3 inçlik monitöründen pilin durumunu ve şarj yeteneğini takip edebiliyorsunuz. Body magnezyum alaşımlı ve 5D ile hemen hemen aynı. LCD panelde Canon standartlarında bir sapma yok.

Kızılötesi sayesinde uzaktan yönetim hayli pratik

Kızılötesi sayesinde uzaktan yönetim hayli pratik

Videoda ise 1.920 x 1.080 (16:9) çözünürlükte 12 dakika çekim yapabiliyor (Nikon D90, 720p çözünürlükte 5 dk. yapabiliyordu). Dahili mikrofon ve hoparlörün yanı sıra harici olanları da cihaza bağlanabiliyor. Bağlantı da ise HDMI'ın yanı sıra kızılötesi de sağlanmış. Kızılötesi sayesinde uzaktan yönetim hayli pratik olacağa benziyor.

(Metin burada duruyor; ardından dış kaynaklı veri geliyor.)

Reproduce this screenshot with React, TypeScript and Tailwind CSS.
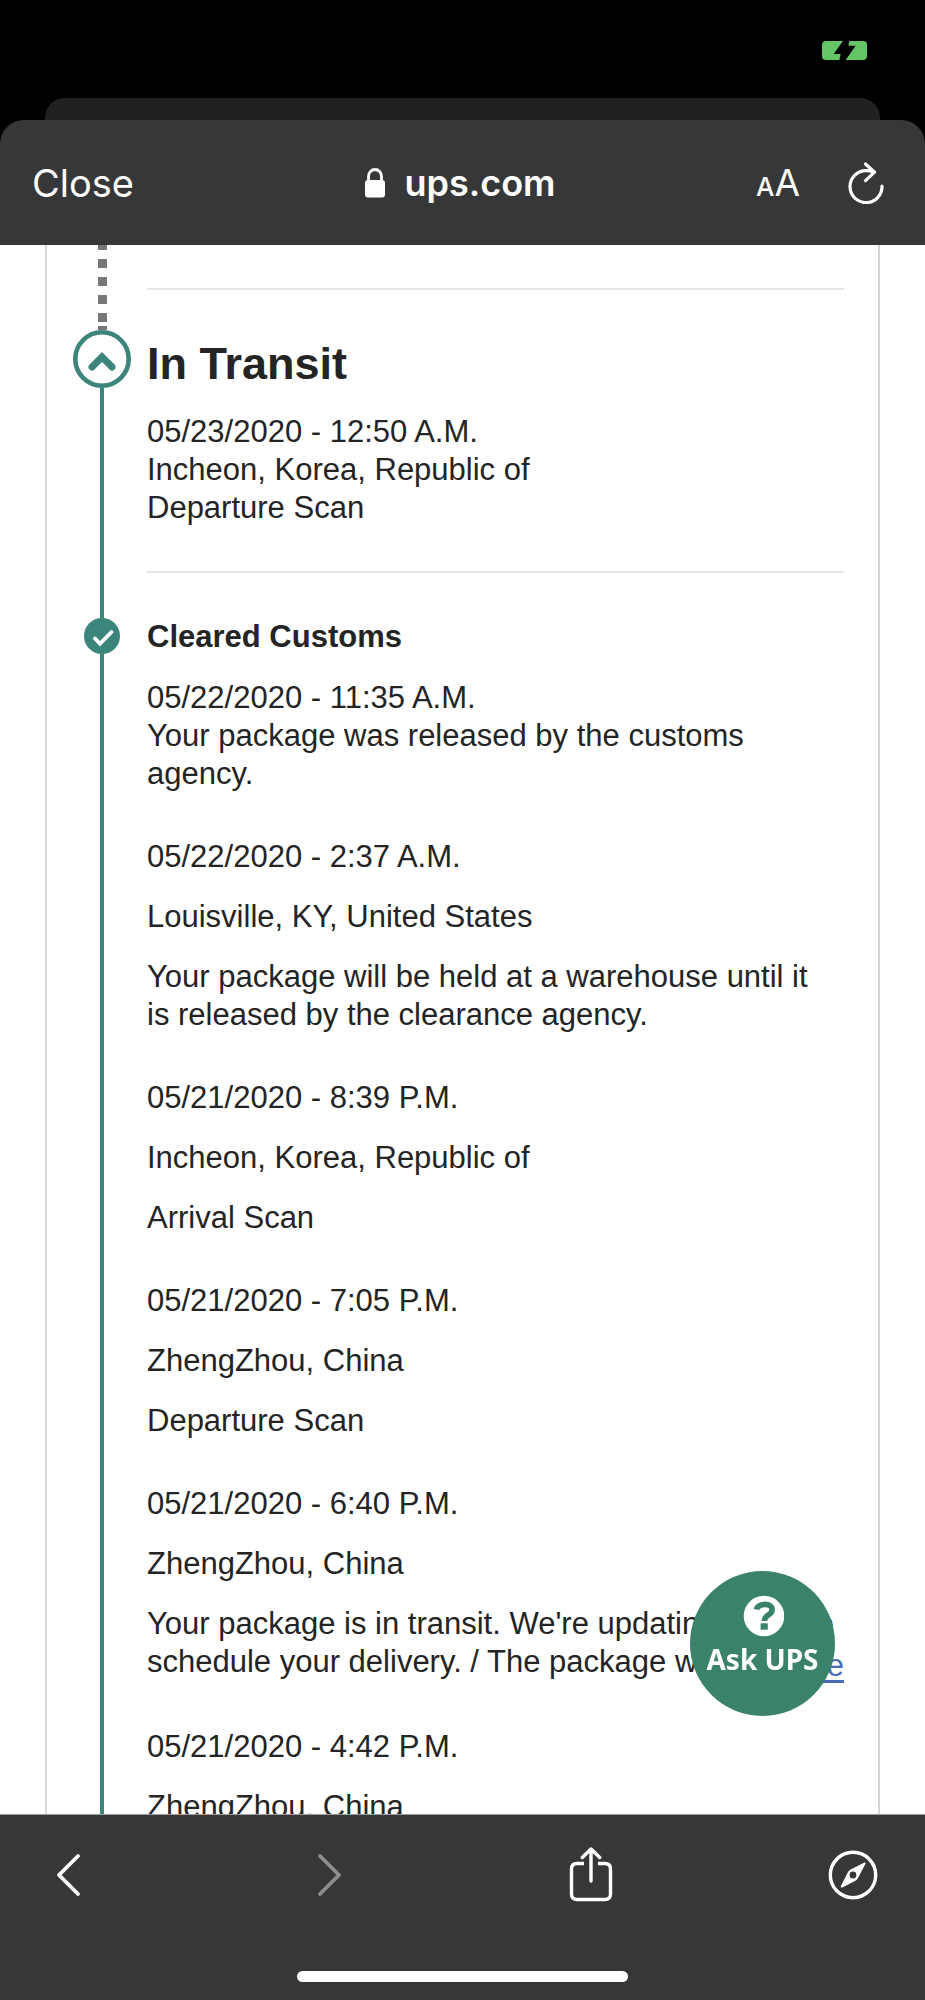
import React from "react";

type ScanEvent = { lines: React.ReactNode[] };

const events: ScanEvent[] = [
  {
    lines: [
      "05/22/2020 - 2:37 A.M.",
      "Louisville, KY, United States",
      "Your package will be held at a warehouse until it is\u00a0released by the clearance agency.",
    ],
  },
  { lines: ["05/21/2020 - 8:39 P.M.", "Incheon, Korea, Republic of", "Arrival Scan"] },
  { lines: ["05/21/2020 - 7:05 P.M.", "ZhengZhou, China", "Departure Scan"] },
  {
    lines: [
      "05/21/2020 - 6:40 P.M.",
      "ZhengZhou, China",
      <>
        Your package is in transit. We're updating plans to
        <span className="flex h-10 items-start justify-between whitespace-nowrap">
          <span>schedule your delivery. / The package will</span>
          <a href="#more" className="pt-1 text-[#4a6cb3] underline underline-offset-4">
            More
          </a>
        </span>
      </>,
    ],
  },
  { lines: ["05/21/2020 - 4:42 P.M.", "ZhengZhou, China"] },
];

function StatusBar() {
  return (
    <div className="flex h-[98px] shrink-0 justify-end pr-[58px] pt-[41px]">
      <svg className="h-[19px] w-[45px]" viewBox="0 0 135 57" aria-label="Battery charging">
        <rect width="135" height="57" rx="12" fill="#65c466" />
        <path d="M63 0 35 39H56L52 57H71L101 14H79L82 0Z" fill="#000" />
      </svg>
    </div>
  );
}

function BrowserHeader() {
  return (
    <header className="flex h-[125px] shrink-0 items-center rounded-t-[24px] bg-[#363738] px-8 font-['Inter',sans-serif] text-white">
      <div className="flex-1">
        <button type="button" className="text-[38px] leading-[48px]">
          Close
        </button>
      </div>
      <div className="flex items-center gap-[18px] pl-1">
        <svg className="h-[30px] w-[22px]" viewBox="0 0 22 30" aria-hidden="true">
          <rect x="1" y="12" width="20" height="17.5" rx="3" fill="#fff" />
          <path d="M4.5 14V8.5a6.5 7 0 0 1 13 0V14" fill="none" stroke="#fff" strokeWidth="2.8" />
        </svg>
        <span className="text-[36px] font-semibold leading-[48px]">ups.com</span>
      </div>
      <div className="flex flex-1 items-center justify-end gap-12 pr-[9px]">
        <button type="button" aria-label="Text size" className="flex items-baseline pt-1 leading-[48px]">
          <span className="text-[26px] font-medium">A</span>
          <span className="text-[37px]">A</span>
        </button>
        <button type="button" aria-label="Reload">
          <svg className="h-[42px] w-[36px]" viewBox="0 0 36 42" fill="none" stroke="#fff" strokeWidth="3.2" strokeLinecap="round" strokeLinejoin="round">
            <path d="M34 24A16 16 0 1 1 18 8.6Q22 8.6 26 10" />
            <path d="M17.5 2 26.5 10.2 17.5 18.6" />
          </svg>
        </button>
      </div>
    </header>
  );
}

function Timeline() {
  return (
    <div className="mx-[45px] border-x-2 border-[#d6d6d6] pl-[27px] pr-[34px]">
      <div className="flex h-[85px] gap-[17px]">
        <div className="flex w-14 shrink-0 flex-col items-center">
          <div className="w-[9px] flex-1 bg-[repeating-linear-gradient(to_bottom,#777_0px,#777_5px,transparent_5px,transparent_14px,#777_14px,#777_18px)]" />
          <div className="h-1 w-[9px] bg-[#777]" />
        </div>
        <div className="flex-1 pt-[43px]">
          <hr className="border-t-2 border-[#e6e6e6]" />
        </div>
      </div>

      <section className="flex gap-[17px]">
        <div className="flex w-14 shrink-0 flex-col items-center">
          <button type="button" aria-label="Collapse In Transit" className="shrink-0">
            <svg className="size-[58px]" viewBox="0 0 58 58" fill="none" stroke="#3b857c">
              <circle cx="29" cy="29" r="26.7" strokeWidth="4.6" />
              <path d="M19 37 29 27 39 37" strokeWidth="7" strokeLinecap="round" />
            </svg>
          </button>
          <div className="w-1 flex-1 bg-[#3b857c]" />
        </div>
        <div className="flex-1 pb-[45px] pt-[10px]">
          <h2 className="text-[45px] font-bold leading-[48px]">In Transit</h2>
          <div className="mt-[25px]">
            <p>05/23/2020 - 12:50 A.M.</p>
            <p>Incheon, Korea, Republic of</p>
            <p>Departure Scan</p>
          </div>
          <hr className="mt-11 border-t-2 border-[#e6e6e6]" />
        </div>
      </section>

      <section className="flex gap-[17px]">
        <div className="flex w-14 shrink-0 flex-col items-center">
          <svg className="size-9 shrink-0" viewBox="0 0 36 36" aria-hidden="true">
            <circle cx="18" cy="18" r="18" fill="#3b857c" />
            <path d="M11 20.5 16 25.8 27.5 14" fill="none" stroke="#fff" strokeWidth="3.8" strokeLinecap="round" />
          </svg>
          <div className="w-1 flex-1 bg-[#3b857c]" />
        </div>
        <div className="flex-1">
          <h3 className="font-bold">Cleared Customs</h3>
          <div className="mt-[23px]">
            <p>05/22/2020 - 11:35 A.M.</p>
            <p>Your package was released by the customs agency.</p>
          </div>
          {events.map((event, i) => (
            <div key={i} className="mt-[45px] flex flex-col gap-[22px]">
              {event.lines.map((line, j) => (
                <p key={j}>{line}</p>
              ))}
            </div>
          ))}
        </div>
      </section>
    </div>
  );
}

function AskButton() {
  return (
    <button
      type="button"
      className="absolute bottom-[98px] right-[90px] flex size-[145px] flex-col items-center rounded-full bg-[#3a8269] pt-6 font-['Noto_Sans',sans-serif] text-[28px] font-bold leading-[44px] text-white"
    >
      <svg className="size-[42px] shrink-0" viewBox="0 0 42 42" aria-hidden="true">
        <circle cx="22" cy="21" r="20.3" fill="#fff" />
        <path d="M14.5 14.5C15.5 8 31 7 30 15.5C29.5 20.5 22.5 19.5 22.3 26" fill="none" stroke="#3a8269" strokeWidth="5.6" />
        <rect x="18.6" y="28.3" width="7.2" height="6.4" fill="#3a8269" />
      </svg>
      Ask UPS
    </button>
  );
}

function BottomBar() {
  return (
    <footer className="flex h-[186px] shrink-0 flex-col items-center justify-between border-t border-[#9a9b9b] bg-[#363738] pb-[18px] pt-8">
      <nav className="flex w-full items-center justify-between pl-9 pr-10">
        <button type="button" aria-label="Back" className="flex w-16 justify-center">
          <svg className="h-[44px] w-[26px]" viewBox="0 0 26 44" fill="none" stroke="#fff" strokeWidth="3.8" strokeLinecap="round" strokeLinejoin="round">
            <path d="M23 3 4 22 23 41" />
          </svg>
        </button>
        <button type="button" aria-label="Forward" disabled className="flex w-16 justify-center">
          <svg className="h-[44px] w-[26px]" viewBox="0 0 26 44" fill="none" stroke="#8d8e8e" strokeWidth="3.8" strokeLinecap="round" strokeLinejoin="round">
            <path d="M3 3 22 22 3 41" />
          </svg>
        </button>
        <button type="button" aria-label="Share" className="flex w-16 justify-center">
          <svg className="h-[56px] w-[44px]" viewBox="0 0 44 56" fill="none" stroke="#fff" strokeWidth="3.4" strokeLinecap="round" strokeLinejoin="round">
            <path strokeLinecap="butt" d="M15 16.5H8Q2.5 16.5 2.5 22V47Q2.5 52.5 8 52.5H36Q41.5 52.5 41.5 47V22Q41.5 16.5 36 16.5H29" />
            <path d="M22 34V2M13.3 10.5 22 2 30.7 10.5" />
          </svg>
        </button>
        <button type="button" aria-label="Open in Safari" className="flex w-16 justify-center">
          <svg className="size-[50px]" viewBox="0 0 50 50">
            <circle cx="25" cy="25" r="22.7" fill="none" stroke="#fff" strokeWidth="3.4" />
            <path fill="#fff" fillRule="evenodd" d="M36.5 12.6Q38 12.3 37.5 13.8L30 28Q29 30 27 31L14.3 37.4Q12.4 38 12.8 36.2L19.5 23Q20.5 20.5 22.6 19.4ZM25 21.6a3.4 3.4 0 1 0 0 6.8a3.4 3.4 0 1 0 0-6.8Z" />
          </svg>
        </button>
      </nav>
      <div className="h-[11px] w-[331px] rounded-full bg-white" />
    </footer>
  );
}

export default function App() {
  return (
    <div className="flex h-screen flex-col bg-black">
      <StatusBar />
      <div className="mx-[45px] h-[22px] shrink-0 rounded-t-[20px] bg-[#212123]" />
      <BrowserHeader />
      <div className="relative min-h-0 flex-1 bg-white">
        <main className="h-full overflow-y-auto bg-white font-['Liberation_Sans',Arial,sans-serif] text-[31px] leading-[38px] text-[#242424] [scrollbar-width:none]">
          <Timeline />
        </main>
        <AskButton />
      </div>
      <BottomBar />
    </div>
  );
}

Tüm bu sıralananlardan daha da kötüsü var: Fiyatı... Maalesef cihazın satış fiyatı 2.600 dolar. 24-105 mm L serisi lensle satıldığı vakit (ki bunun 40D'deki açıya denk olsa da L serisi olması bakımından çok daha kaliteli olduğu aşikar) fiyat 3.500 dolar seviyesinde. Böylelikle Sony Alpha 900 ve Nikon D700 modellerinde fiyatların hızla aşağı düşmesi gerekiyor. Malum kral gelene kadar çimenlikte çakallar tepişecekti ve öyle de oldu.

Eminiz SLR like ve kompakt kamerelar hızla Full HD video çekimlerine hız vereceklerdir. Rakip firmaların ise böyle bir mihenk taşından sonra fiyatlarının allak bullak olacağı aşikar. Ancak SLR'daki Full HD başarısı ve güncellemelirin önümüzdeki altı aya müthiş bir hız getireceği gerçek. Görünen o ki dijital çağda ikinci devreye geçildi ve sanırız bunun adı bu defa Windows Vista yerine Canon EOS 5D Mark 2 oldu.